§ **Information supplied**:
---------------

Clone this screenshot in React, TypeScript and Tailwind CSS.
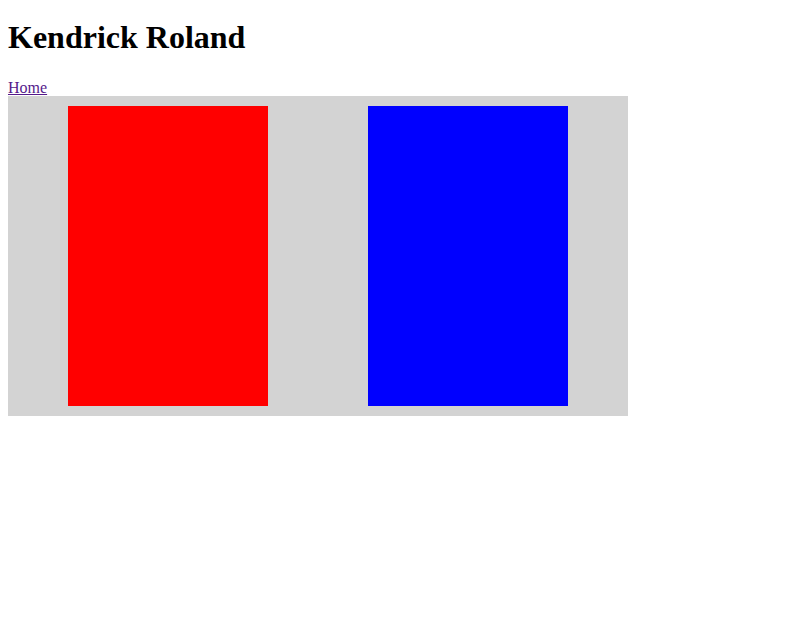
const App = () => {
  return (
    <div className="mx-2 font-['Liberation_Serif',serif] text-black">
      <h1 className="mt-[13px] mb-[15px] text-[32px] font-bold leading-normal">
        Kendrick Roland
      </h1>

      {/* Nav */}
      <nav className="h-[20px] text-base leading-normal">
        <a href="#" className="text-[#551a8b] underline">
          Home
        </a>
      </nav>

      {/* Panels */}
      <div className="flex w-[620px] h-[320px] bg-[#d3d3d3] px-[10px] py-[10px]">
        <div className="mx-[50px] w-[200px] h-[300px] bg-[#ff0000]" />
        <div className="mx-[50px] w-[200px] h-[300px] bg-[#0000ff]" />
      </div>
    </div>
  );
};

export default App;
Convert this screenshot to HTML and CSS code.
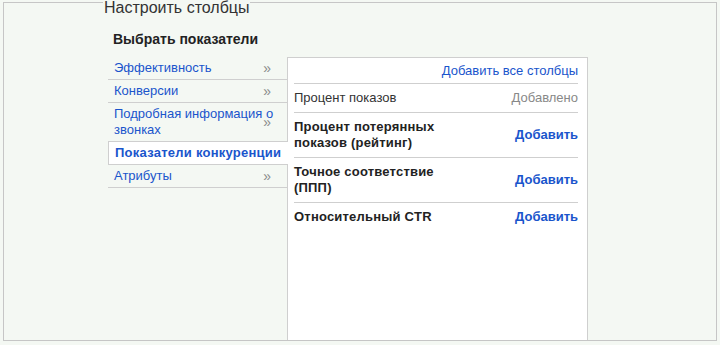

---------------

§ **Problem to solve**:
Locate the word "screenshot" in the records and collect each line it appears in.

§ **Correct result**:
Clone this screenshot in React, TypeScript and Tailwind CSS.
Convert this screenshot to HTML and CSS code.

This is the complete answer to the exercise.